Professional Management: Properties under REITs are managed by professional entities, ensuring high standards of construction, maintenance, and tenant management.
Capital for Developers: For developers, REITs provide an alternative, sophisticated avenue to raise capital, reducing their reliance on expensive bank loans or presale funding from vulnerable consumers.
The Broader Economic Impact
The ripple effects of regulating real estate and boosting the construction sector cannot be overstated. The construction industry is a primary driver of economic growth, directly linked to over 40 allied industries, including cement, steel, glass, wood, paints, and electrical cables.
By implementing RERA and unlocking housing finance, the government is essentially stimulating massive job creation. From daily wage laborers to architects, engineers, and financial analysts, a booming, regulated construction sector will generate millions of direct and indirect jobs. This is particularly vital in the current economic climate, where inflation and unemployment have severely impacted the lower and middle classes.
Furthermore, channeling investment away from speculative, idle plots and into actual construction will help correct the macroeconomic imbalances. It will transition the economy from rent-seeking behavior to productive, value-adding activities.
Challenges and the Road Ahead
While the policy directives outline a visionary future, the path to implementation is fraught with challenges. The real estate sector in Pakistan is notorious for its powerful "land mafias" and deep-rooted vested interests that thrive in an unregulated environment. Establishing RERA will undoubtedly face fierce resistance from those who benefit from the status quo.

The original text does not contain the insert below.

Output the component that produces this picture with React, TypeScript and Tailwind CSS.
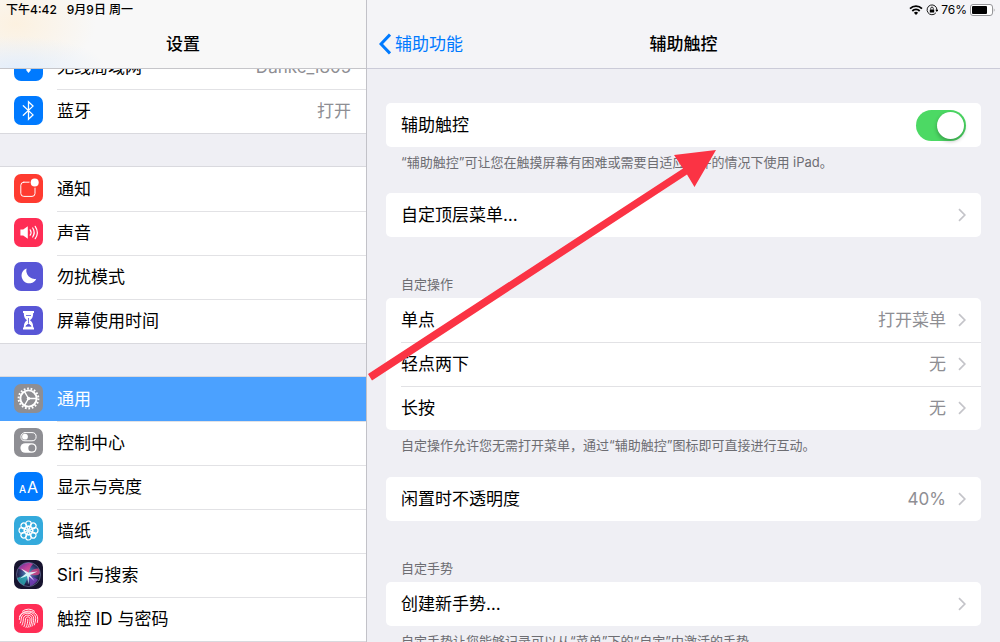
import { useState, type ReactNode } from "react";

type Item = {
  label: string,
  icon: ReactNode,
  value?: string,
  active?: boolean,
};

type Option = {
  label: string,
  value?: string,
};

const line = { fill: "none", stroke: "white", strokeLinecap: "round", strokeLinejoin: "round" } as const;

function Tile({ color, children }: { color: string, children: ReactNode }) {
  return (
    <span className={`flex size-[29px] shrink-0 items-center justify-center overflow-hidden rounded-[7px] ${color}`}>
      {children}
    </span>
  );
}

function Glyph({ children }: { children: ReactNode }) {
  return <svg viewBox="0 0 29 29" className="size-full" aria-hidden="true">{children}</svg>;
}

const wifi = (
  <Tile color="bg-[#007aff]">
    <Glyph>
      <path d="M6 11.5a12 12 0 0 1 17 0M9 14.5a8 8 0 0 1 11 0" {...line} strokeWidth="2" />
      <path d="M14.5 21l-2.6-3.2a4 4 0 0 1 5.2 0z" fill="white" />
    </Glyph>
  </Tile>
);

const bluetooth = (
  <Tile color="bg-[#007aff]">
    <Glyph>
      <path d="M9.3 9.8l9.7 9.1-4.5 4.3V5.8l4.5 4.3-9.7 9.1" {...line} strokeWidth="1.3" strokeLinejoin="miter" />
    </Glyph>
  </Tile>
);

const bell = (
  <Tile color="bg-[#ff3b30]">
    <Glyph>
      <rect x="6.8" y="8.2" width="14.2" height="14.2" rx="3" {...line} strokeWidth="1" />
      <circle cx="20.7" cy="8.5" r="5.2" fill="#ff3b30" />
      <circle cx="20.7" cy="8.5" r="4" fill="white" />
    </Glyph>
  </Tile>
);

const sound = (
  <Tile color="bg-[#ff2d55]">
    <Glyph>
      <path d="M6.4 11.5h2.8l4.6-3.3v12.6l-4.6-3.3H6.4z" fill="white" />
      <path d="M16.2 11.8q1.8 2.7 0 5.4M18.7 10q3 4.5 0 9M21.2 8.3q4.2 6.2 0 12.4" {...line} strokeWidth="1.2" />
    </Glyph>
  </Tile>
);

const moon = (
  <Tile color="bg-[#5856d6]">
    <Glyph>
      <path d="M12.6 6.4A7.7 7.7 0 1 0 22.3 16.7 8.3 8.3 0 0 1 12.6 6.4z" fill="white" />
    </Glyph>
  </Tile>
);

const hourglass = (
  <Tile color="bg-[#5856d6]">
    <Glyph>
      <path d="M9 5h11v2h-.8c0 4-1 5.5-3.2 7.2 2.2 1.7 3.2 3.2 3.2 7.2h.8v2H9v-2h.8c0-4 1-5.5 3.2-7.2-2.2-1.7-3.2-3.2-3.2-7.2H9z" fill="white" />
      <path d="M12 9.5h5M14.5 12v5M11.8 20.2l2.7-2.4 2.7 2.4z" fill="#5856d6" stroke="#5856d6" strokeWidth=".8" />
    </Glyph>
  </Tile>
);

const gear = (
  <Tile color="bg-[#8e8e93]">
    <Glyph>
      <circle cx="14.5" cy="14.5" r="9.9" {...line} strokeLinecap="butt" strokeWidth="2" strokeDasharray="1.73 1.73" />
      <circle cx="14.5" cy="14.5" r="8.1" {...line} strokeWidth="1.9" />
      <path d="M14.5 14.5h8M14.5 14.5l-4-6.9M14.5 14.5l-4 6.9" {...line} strokeWidth="1.4" />
      <circle cx="14.5" cy="14.5" r="1.7" fill="white" />
    </Glyph>
  </Tile>
);

const controls = (
  <Tile color="bg-[#8e8e93]">
    <Glyph>
      <rect x="6.9" y="4.6" width="15.2" height="8.2" rx="4.1" {...line} strokeWidth="1" />
      <circle cx="11" cy="8.7" r="2.9" fill="white" />
      <rect x="6.4" y="15.2" width="16.2" height="9.6" rx="4.8" fill="white" />
      <circle cx="17.8" cy="20" r="3.5" fill="#8e8e93" />
    </Glyph>
  </Tile>
);

const display = (
  <Tile color="bg-[#007aff]">
    <span className="flex items-baseline gap-px leading-none text-white" aria-hidden="true">
      <span className="text-[10px] font-medium">A</span>
      <span className="text-[16px]">A</span>
    </span>
  </Tile>
);

const wallpaper = (
  <Tile color="bg-[#34aadc]">
    <Glyph>
      {[0, 45, 90, 135, 180, 225, 270, 315].map((deg) => (
        <g key={deg} transform={`rotate(${deg} 14.5 14.5)`}>
          <circle cx="14.5" cy="7.8" r="2.8" {...line} strokeWidth="1.2" />
          <ellipse cx="14.5" cy="11.8" rx="1.3" ry="2.2" {...line} strokeWidth=".8" />
        </g>
      ))}
    </Glyph>
  </Tile>
);

const siri = (
  <Tile color="bg-[#17142f]">
    <Glyph>
      <defs>
        <radialGradient id="siri-bg" cx=".5" cy=".45" r=".5">
          <stop offset="0" stopColor="#5ba6c8" />
          <stop offset=".55" stopColor="#344a86" />
          <stop offset="1" stopColor="#1b1636" />
        </radialGradient>
        <linearGradient id="siri-top" x1="0" y1="0" x2="1" y2="1">
          <stop offset="0" stopColor="#6a35b8" />
          <stop offset=".5" stopColor="#d83f9c" />
          <stop offset="1" stopColor="#f05a7c" />
        </linearGradient>
      </defs>
      <circle cx="14.5" cy="14.5" r="12.5" fill="url(#siri-bg)" />
      <path d="M14.5 14.5C10 11 6 9 4.5 8.5 8 3 15 1.5 19 4c-3 3-3.5 6-4.5 10.5z" fill="url(#siri-top)" opacity=".85" />
      <path d="M14.5 14.5C17 10 20 8 24.5 8.5c2 4 1.5 6-1 6.5-3 .5-6 .5-9-.5z" fill="#e5488a" opacity=".75" />
      <path d="M14.5 14.5c3 2 6 3 9.5 5-3 5-6 6-8 6.5 0-4-1-8-1.5-11.5z" fill="#7b3fc0" opacity=".8" />
      <path d="M14.5 14.5C10 15 7 16.5 3 18c1 4 4 6 7 7.5 2-4 3.5-7 4.5-11z" fill="#2bb6ba" opacity=".75" />
      <path d="M14.5 12.5l9-1-7.5 3.5 4.5 6-5.5-4.5-.5 8-1.5-8.5L6 18.5l6-5-5-5z" fill="#e3fbff" opacity=".9" />
      <circle cx="14.5" cy="14.5" r="12" fill="none" stroke="#98a7d5" strokeOpacity=".65" strokeWidth=".7" />
    </Glyph>
  </Tile>
);

const fingerprint = (
  <Tile color="bg-[#ff2d55]">
    <Glyph>
      <g {...line} strokeWidth=".9">
        <path d="M8.5 7.2a9.3 9.3 0 0 1 12 0" />
        <path d="M5.5 12.5c2.3-7.3 15.7-7.3 18 0 .4 2 .3 4-.2 6" />
        <path d="M5.3 15.5c0-11 18.4-9.5 16.2.5-.2 1.8-.6 3.3-1.2 5" />
        <path d="M6.3 19c1-2 .8-3.2 1-5 1-6.8 12.4-6.2 12.4.8 0 2.6-.7 5-1.7 7.4" />
        <path d="M8 21c1.3-2.7 1.2-4.5 1.4-6.5.6-4.6 8.4-4.6 8.5.5 0 2.8-.8 5.4-2 8" />
        <path d="M10 22.5c1.3-3 1.3-5.4 1.5-7.5.4-2.8 4.6-2.8 4.6.2 0 3-.8 5.5-2.2 8.3" />
        <path d="M13.8 15.2c0 3-.5 5.3-1.8 8.2" />
      </g>
    </Glyph>
  </Tile>
);

const groups: Item[][] = [
  [
    { label: "无线局域网", icon: wifi, value: "Danke_1805" },
    { label: "蓝牙", icon: bluetooth, value: "打开" },
  ],
  [
    { label: "通知", icon: bell },
    { label: "声音", icon: sound },
    { label: "勿扰模式", icon: moon },
    { label: "屏幕使用时间", icon: hourglass },
  ],
  [
    { label: "通用", icon: gear, active: true },
    { label: "控制中心", icon: controls },
    { label: "显示与亮度", icon: display },
    { label: "墙纸", icon: wallpaper },
    { label: "Siri 与搜索", icon: siri },
    { label: "触控 ID 与密码", icon: fingerprint },
  ],
];

function SideRow({ item }: { item: Item }) {
  return (
    <li className="group">
      <a href="#" className={`flex h-11 gap-[14px] pl-[14px] ${item.active ? "bg-[#4ba1ff] text-white" : "bg-white"}`}>
        <span className="pt-[7px]">{item.icon}</span>
        <span className={`flex flex-1 items-center justify-between border-t pr-[15px] pb-px ${item.active ? "border-transparent" : "border-[#e2e2e5] group-first:border-transparent"}`}>
          <span>{item.label}</span>
          {item.value && <span className="text-[#8e8e93]">{item.value}</span>}
        </span>
      </a>
    </li>
  );
}

function Card({ title, note, children }: { title?: string, note?: string, children: ReactNode }) {
  return (
    <section>
      {title && <h2 className="px-[15px] pb-[5px] text-[13px] leading-[18px] text-[#6d6d72]">{title}</h2>}
      <div className="overflow-hidden rounded-[5px] bg-white pl-[15px]">{children}</div>
      {note && <p className="px-[15px] pt-[6px] text-[13px] leading-[18px] text-[#6d6d72]">{note}</p>}
    </section>
  );
}

function OptionRow({ label, value }: Option) {
  return (
    <button className="flex h-11 w-full items-center border-t border-[#e2e2e5] pr-[15px] pb-[2px] text-left first:border-transparent">
      <span className="flex-1">{label}</span>
      {value && <span className="text-[#8e8e93]">{value}</span>}
      <svg viewBox="0 0 8 14" className="ml-3 h-[14px] w-2" aria-hidden="true">
        <path d="M1 1.2l5.8 5.8L1 12.8" fill="none" stroke="#c4c4c9" strokeWidth="1.7" />
      </svg>
    </button>
  );
}

function StatusIcons() {
  return (
    <div className="flex h-5 items-center justify-end gap-[3px] pr-[5px] text-[12px]">
      <svg viewBox="0 0 14 10" className="h-[10px] w-[14px]" aria-label="Wi-Fi">
        <path d="M1 3.6a8.6 8.6 0 0 1 12 0M3.3 6a5.3 5.3 0 0 1 7.4 0" fill="none" stroke="black" strokeWidth="1.8" />
        <path d="M7 10L4.9 7.7a3 3 0 0 1 4.2 0z" />
      </svg>
      <svg viewBox="0 0 12 12" className="size-3" aria-label="旋转锁定">
        <path d="M9.9 8.8A4.9 4.9 0 1 1 10.9 6" fill="none" stroke="black" strokeWidth=".9" />
        <path d="M9.3 5.7h3L10.8 7.9z" />
        <rect x="3.8" y="5.4" width="4.4" height="3.2" rx=".4" />
        <path d="M4.7 5.5V4.4a1.3 1.3 0 0 1 2.6 0v1.1" fill="none" stroke="black" strokeWidth=".8" />
      </svg>
      <span>76%</span>
      <svg viewBox="0 0 25 12" className="h-3 w-[25px]" aria-label="电池">
        <rect x=".5" y=".5" width="22" height="11" rx="2.5" fill="white" stroke="#8a8a8d" strokeWidth=".9" />
        <rect x="2" y="2" width="15" height="8" rx="1" />
        <path d="M23.8 4.2q1.4 1.8 0 3.6z" fill="#8a8a8d" />
      </svg>
    </div>
  );
}

export default function App() {
  const [enabled, setEnabled] = useState<boolean>(true);

  return (
    <main className="relative grid h-screen grid-cols-[367fr_633fr] overflow-hidden bg-[#efeff4] font-[Inter,'Noto_Sans_CJK_SC',sans-serif] text-[17px] leading-6 text-black">
      <aside className="flex min-h-0 flex-col border-r border-[#c2c2c8]">
        <header className="z-10 shrink-0 border-b border-[#c6c6ca] bg-[#f8f8f8] bg-[radial-gradient(ellipse_90px_32px_at_16px_68px,#e4eefa,transparent),radial-gradient(ellipse_80px_50px_at_16px_24px,#fcf1e0,transparent)]">
          <div className="flex h-5 items-center gap-[10px] pl-[6px] text-[12px] font-medium">
            <span>下午4:42</span>
            <span>9月9日 周一</span>
          </div>
          <h1 className="flex h-12 items-center justify-center font-medium">设置</h1>
        </header>
        <div className="min-h-0 flex-1 overflow-hidden">
          {/* list is scrolled so the first row sits half under the header */}
          <nav className="-mt-[25px] flex flex-col gap-8">
            {groups.map((items, i) => (
              <ul key={i} className="border-y border-[#d9d9de]">
                {items.map((item) => <SideRow key={item.label} item={item} />)}
              </ul>
            ))}
          </nav>
        </div>
      </aside>

      <section className="flex min-h-0 flex-col">
        <header className="z-10 shrink-0 border-b border-[#cbcbd8] bg-[#f4f4f7]">
          <StatusIcons />
          <div className="grid h-12 grid-cols-[1fr_auto_1fr] items-center">
            <a href="#" className="flex items-center gap-1 pl-3 text-[#007aff]">
              <svg viewBox="0 0 12 22" className="h-[22px] w-3" aria-hidden="true">
                <path d="M11 1.5L2 11l9 9.5" fill="none" stroke="#007aff" strokeWidth="3" />
              </svg>
              辅助功能
            </a>
            <h1 className="font-medium">辅助触控</h1>
          </div>
        </header>

        <div className="min-h-0 flex-1 overflow-hidden px-[19px] pt-[34px]">
          <Card note="“辅助触控”可让您在触摸屏幕有困难或需要自适应配件的情况下使用 iPad。">
            <label className="flex h-11 items-center justify-between pr-[15px]">
              辅助触控
              <input
                type="checkbox"
                role="switch"
                checked={enabled}
                onChange={(e) => setEnabled(e.target.checked)}
                className="h-[31px] w-[50px] appearance-none rounded-full bg-[#e5e5ea] p-[2px] before:block before:size-[27px] before:rounded-full before:bg-white before:shadow-[0_2px_4px_rgba(0,0,0,0.3)] checked:bg-[#4cd964] checked:before:ml-[19px]"
              />
            </label>
          </Card>
          <div className="mt-[22px]">
            <Card><OptionRow label="自定顶层菜单…" /></Card>
          </div>
          <div className="mt-[38px]">
            <Card title="自定操作" note="自定操作允许您无需打开菜单，通过“辅助触控”图标即可直接进行互动。">
              <OptionRow label="单点" value="打开菜单" />
              <OptionRow label="轻点两下" value="无" />
              <OptionRow label="长按" value="无" />
            </Card>
          </div>
          <div className="mt-[23px]">
            <Card><OptionRow label="闲置时不透明度" value="40%" /></Card>
          </div>
          <div className="mt-[38px]">
            <Card title="自定手势" note="自定手势让您能够记录可以从“菜单”下的“自定”中激活的手势。">
              <OptionRow label="创建新手势…" />
            </Card>
          </div>
        </div>
      </section>

      {/* arrow pointing at the switch */}
      <svg viewBox="0 0 350 232" className="pointer-events-none absolute top-[149px] left-[367px] z-20 h-[232px] w-[350px]" aria-hidden="true">
        <path d="M1 225L316 19.5L307 6L349 1L327.5 38L320 25.5L5 231.5z" fill="#fb3344" />
      </svg>
    </main>
  );
}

Moreover, since land and urban development are technically provincial subjects under the 18th Amendment to the Constitution of Pakistan, seamless coordination between the federal government and the provinces is imperative. The success of RERA, tax standardization, and REITs hinges on political consensus and bureaucratic efficiency across different tiers of government. Provincial authorities must pass corresponding legislation and establish their respective chapters of RERA to ensure nationwide compliance.
The execution of the mortgage reforms also depends heavily on macroeconomic stability. In an environment of hyperinflation and fluctuating interest rates, sustaining a low-income housing finance model will require immense fiscal discipline from the federal government and the State Bank of Pakistan. The success of the public-private partnership model will similarly require the state to fulfill its commitments regarding the provision of subsidized land and utilities without succumbing to bureaucratic inertia.
Conclusion
The directives issued by Prime Minister Shehbaz Sharif to establish the Real Estate Regulatory Authority (RERA) and expand housing access represent a watershed moment in Pakistan's economic governance. For too long, the real estate sector has operated as an exclusive club for speculators, leaving the average citizen disenfranchised and vulnerable to fraud.
By prioritizing the regulation of developers, standardizing taxation, promoting REITs, and revolutionizing housing finance, the government is laying the foundation for an equitable, documented, and highly productive property market. The push for affordable housing through public-private partnerships acknowledges the fundamental right to shelter and aims to uplift the millions of Pakistanis currently living in informal settlements or struggling with exorbitant rents.
If implemented with political will and robust inter-provincial coordination, these reforms will not only solve the housing crisis but also serve as a massive catalyst for economic revival. The transition from a speculative land market to a corporatized, regulated construction industry could very well be the economic engine Pakistan desperately needs to navigate its way toward sustainable growth and prosperity. The vision has been articulated; the nation now watches closely as the government embarks on the arduous but essential task of turning these blueprints into reality.